When Mobile Water Restoration responds to calls across Downtown Mobile, Spring Hill, and surrounding areas, we document the initial conditions thoroughly, work directly with both insurance and independent adjusters, and provide detailed estimates that stand up to insurance company scrutiny. We’ve worked with enough adjusters on both sides to know what documentation they need and how to present damage in ways that insurance companies recognize as legitimate covered losses.
Your Next Move Depends on What You’re Facing Right Now
If you’re reading this because water is actively damaging your Mobile home right now, your first call should be to get emergency water extraction started—(251) 283-2488. Every hour that water remains in contact with your flooring, walls, and belongings increases both the physical damage and the eventual restoration cost.

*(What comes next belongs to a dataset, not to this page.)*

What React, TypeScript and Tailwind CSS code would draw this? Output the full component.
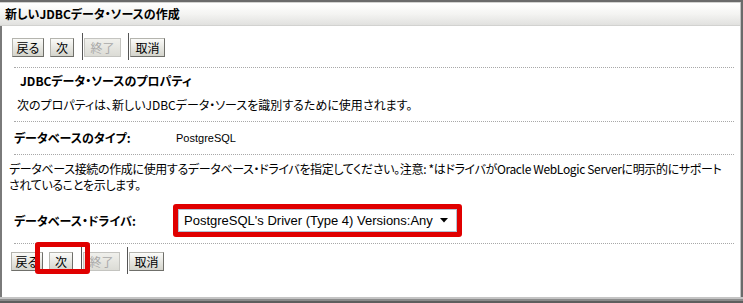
import React from "react";

const jp = "font-['Noto_Sans_CJK_JP',sans-serif] [font-feature-settings:'palt']";

function Btn({ label, w, disabled }: { label: string; w: string; disabled?: boolean }) {
  return (
    <div
      className={`${w} h-[19px] flex items-center justify-center text-[12px] leading-none border ${
        disabled
          ? "text-[#a9a9a9] bg-gradient-to-b from-[#f0f0ec] to-[#dcdcd6] border-[#c4c4c0]"
          : "text-black bg-gradient-to-b from-[#fbfbf9] to-[#d4d4cc] border-[#b4b4ae] border-b-[#6f6f6a] border-r-[#6f6f6a]"
      }`}
    >
      {label}
    </div>
  );
}

function ButtonRow() {
  return (
    <div className="flex items-start h-[27px]">
      <div className="mt-[5px] flex">
        <Btn label="戻る" w="w-[32px]" />
        <div className="w-[6px]" />
        <Btn label="次" w="w-[24px]" />
      </div>
      <div className="ml-[8px] w-px h-[27px] bg-[#555]" />
      <div className="mt-[5px] ml-[1px]">
        <Btn label="終了" w="w-[37px]" disabled />
      </div>
      <div className="ml-[7px] w-px h-[27px] bg-[#555]" />
      <div className="mt-[5px] ml-[1px]">
        <Btn label="取消" w="w-[35px]" />
      </div>
    </div>
  );
}

function Dotted() {
  return <div className="ml-[12px] mr-[6px] border-t border-dotted border-[#a8a8a8]" />;
}

export default function App() {
  return (
    <div className={`w-[743px] h-[303px] bg-white flex flex-col relative overflow-hidden text-black ${jp}`}>
      <div className="flex-1 flex flex-col border-t-2 border-[#6a6a6a] border-r-2 min-h-0">
        <div className="flex-1 flex flex-col border-r border-[#c2c2c2] min-h-0">
          {/* header */}
          <div className="h-[24px] border-t border-[#c8c8c8] bg-gradient-to-b from-white via-[#f4f4f2] to-[#e1e1df] border-b border-[#d2d2d0] flex items-center pl-[5px]">
            <span className="text-[12px] font-bold leading-none">新しいJDBCデータ・ソースの作成</span>
          </div>
          {/* body */}
          <div className="flex-1 flex flex-col border-l-2 border-[#7a7a7a] min-h-0">
            <div className="pl-[10px] mt-[7px]">
              <ButtonRow />
            </div>
            <div className="mt-[7px]">
              <Dotted />
            </div>
            <div className="h-[26px] flex items-center pl-[18px] text-[12px] font-bold">
              JDBCデータ・ソースのプロパティ
            </div>
            <div className="h-[22px] flex items-center pl-[15px] text-[12px]">
              次のプロパティは、新しいJDBCデータ・ソースを識別するために使用されます。
            </div>
            <div className="mt-[5px]">
              <Dotted />
            </div>
            <div className="h-[32px] flex items-center pl-[12px] text-[12px]">
              <span className="w-[162px] font-bold">データベースのタイプ:</span>
              <span className="font-['Liberation_Sans',sans-serif] text-[11px]">PostgreSQL</span>
            </div>
            <Dotted />
            <div className="pt-[6px] pl-[7px] text-[12px] leading-[16px] whitespace-nowrap tracking-[-0.35px]">
              データベース接続の作成に使用するデータベース・ドライバを指定してください。注意: *はドライバがOracle WebLogic Serverに明示的にサポート
              <br />
              されていることを示します。
            </div>
            <div className="mt-[11px] flex items-center pl-[12px]">
              <span className="w-[159px] text-[12px] font-bold">データベース・ドライバ:</span>
              <div className="border-[5px] border-[#e00000] rounded-[3px] w-[289px] h-[33px]">
                <div className="h-full border border-[#b5c3d4] bg-white flex items-center pl-[5px] pr-[8px]">
                  <span className="flex-1 font-['Liberation_Sans',sans-serif] text-[13px] leading-none">
                    PostgreSQL's Driver (Type 4) Versions:Any
                  </span>
                  <svg width="8" height="5" viewBox="0 0 8 5">
                    <polygon points="0,0 8,0 4,4.5" fill="#000" />
                  </svg>
                </div>
              </div>
            </div>
            <div className="mt-[6px]">
              <Dotted />
            </div>
            <div className="pl-[9px] mt-[3px]">
              <ButtonRow />
            </div>
          </div>
        </div>
      </div>
      {/* bottom border */}
      <div className="h-[2px] bg-[#c4c4c4]" />
      <div className="h-[2px] bg-[#8c8c8c]" />
      <div className="h-[2px] bg-[#5e5e5e]" />
      {/* annotation overlay */}
      <div className="absolute left-[35px] top-[242px] w-[55px] h-[32px] border-[5px] border-[#e00000] rounded-[3px]" />
    </div>
  );
}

If you’re reading this because you’ve already filed a claim and received an estimate that seems low or a denial that seems wrong, that’s when an independent adjuster consultation makes the most sense. Most will review your situation at no cost to determine whether they can help.

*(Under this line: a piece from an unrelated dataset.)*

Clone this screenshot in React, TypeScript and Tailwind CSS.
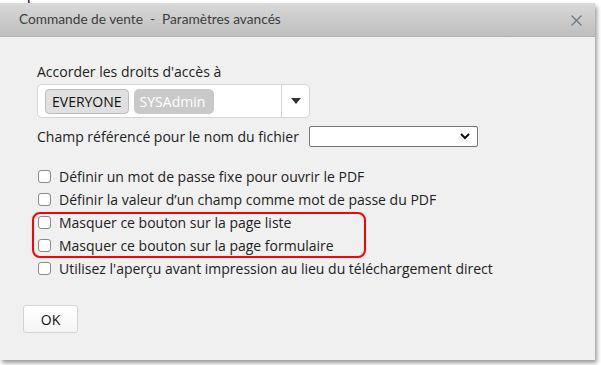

The reality is that most straightforward water damage claims don’t need independent adjuster representation. But when the damage is extensive, the coverage is disputed, or the settlement offer doesn’t match contractor estimates you’re getting, having someone in your corner who speaks the insurance company’s language and knows Mobile’s specific restoration challenges can make the difference between a settlement that covers your actual repairs and one that leaves you paying thousands out of pocket for damage that should have been covered all along.